Research suggests gender-responsive social protection systems like cash transfers can reduce mortality rates among women, demonstrating the links between economic empowerment and security.

No matter what form it takes, insecurity hinders women’s economic empowerment, traps them in poverty, and prevents them from realizing their rights and potential. It is critical to bring together diverse stakeholders, including in the private sector, and challenge social norms that value women as inferior to men as economic actors.

Professional wrestler La Jarochita, from Las Amazonas del Consejo Mundial de Lucha Libre, is part of a drive to promote gender equality and tackle violence against women in Mexico. (file)
UNIC México/Luis Arroyo
Professional wrestler La Jarochita, from Las Amazonas del Consejo Mundial de Lucha Libre, is part of a drive to promote gender equality and tackle violence against women in Mexico. (file)

5. Protecting rights

Human rights are at the core of women’s economic empowerment. Unjust, patriarchal economic systems perpetuate gender inequality, and discriminatory social norms stand in the way of women’s access to information, networks, jobs and assets.

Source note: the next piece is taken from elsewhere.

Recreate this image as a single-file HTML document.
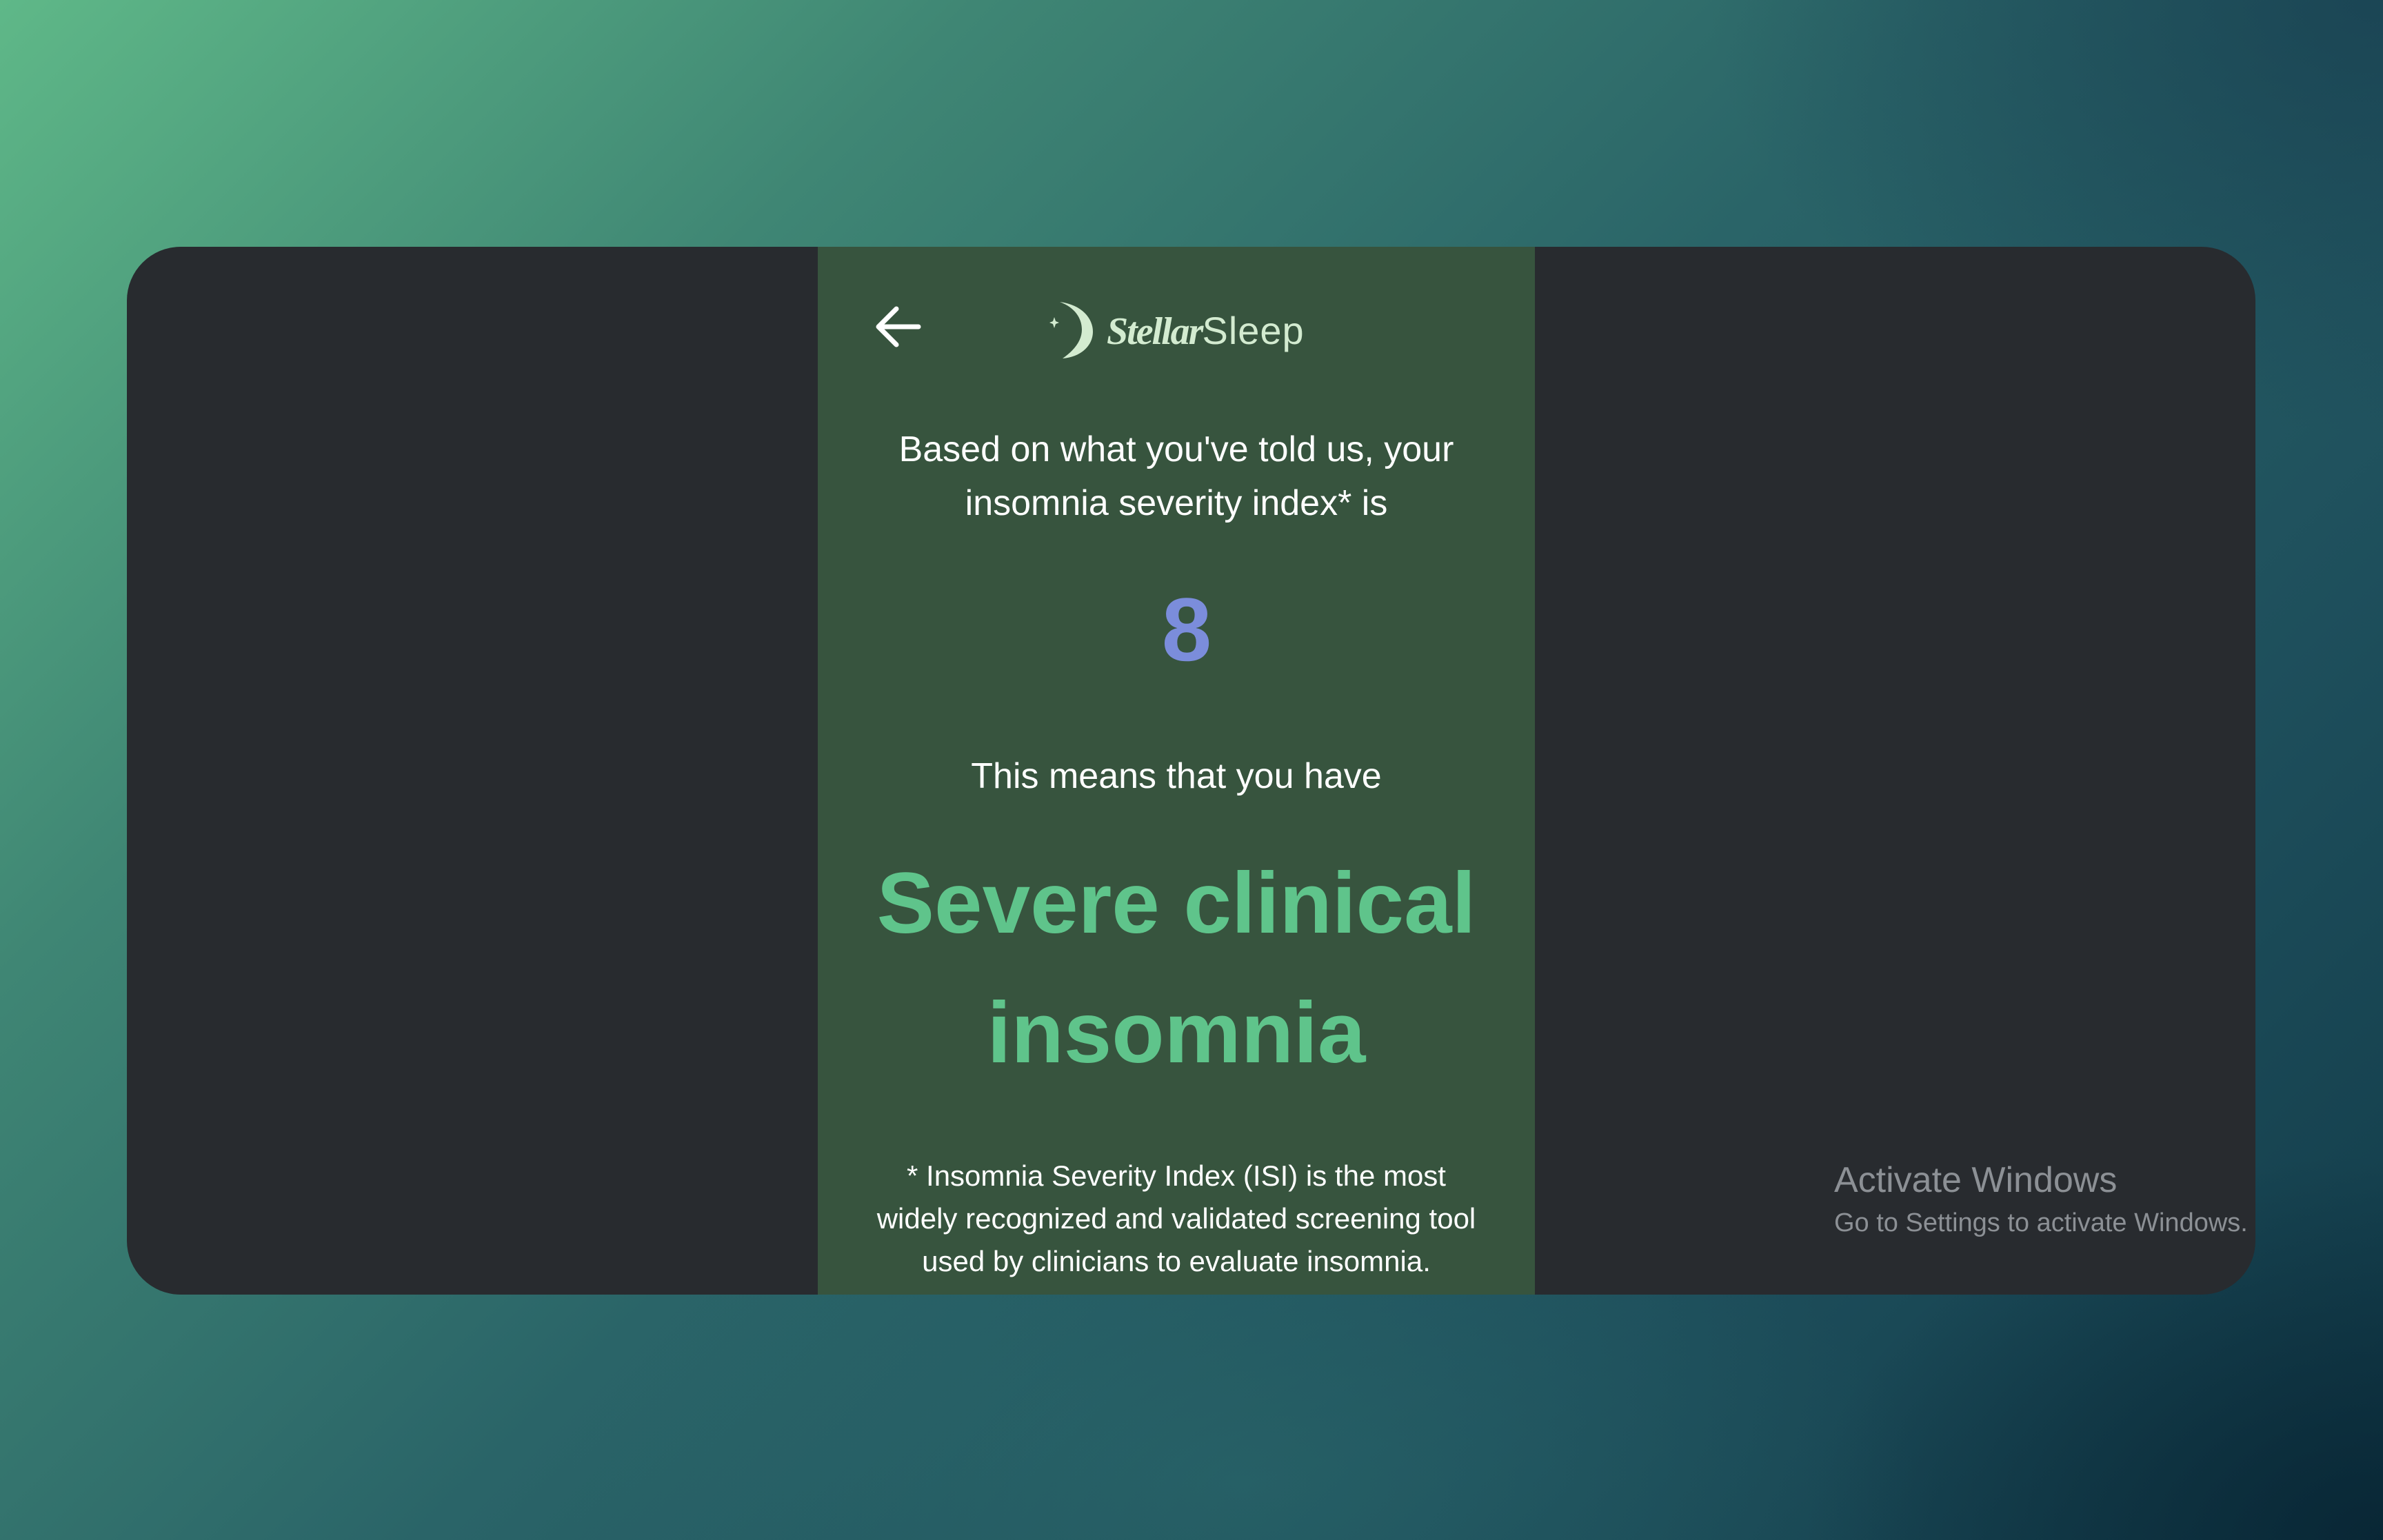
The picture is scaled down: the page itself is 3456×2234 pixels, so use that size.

Globally, on average, women have only 64 per cent of the legal rights enjoyed by men. Key strategies to promote women’s rights in the context of economic empowerment include adoption of laws and policies that support women’s economic empowerment and repeal of discriminatory laws and legal frameworks. 

While acknowledging the intrinsic value of women’s economic empowerment, which has human rights at its core, it is also important to account for the great costs of constraints on women’s economic empowerment on societies and economies.

The protection and support for women human rights defenders and accountability for human rights abuses are needed. This requires documenting women’s rights abuses, collecting sex disaggregated data and developing partnerships for joint advocacy programmes. 

It is necessary to develop and implement accountability mechanisms to protect women’s rights and ensure that women’s voices are amplified in all spaces of decision making.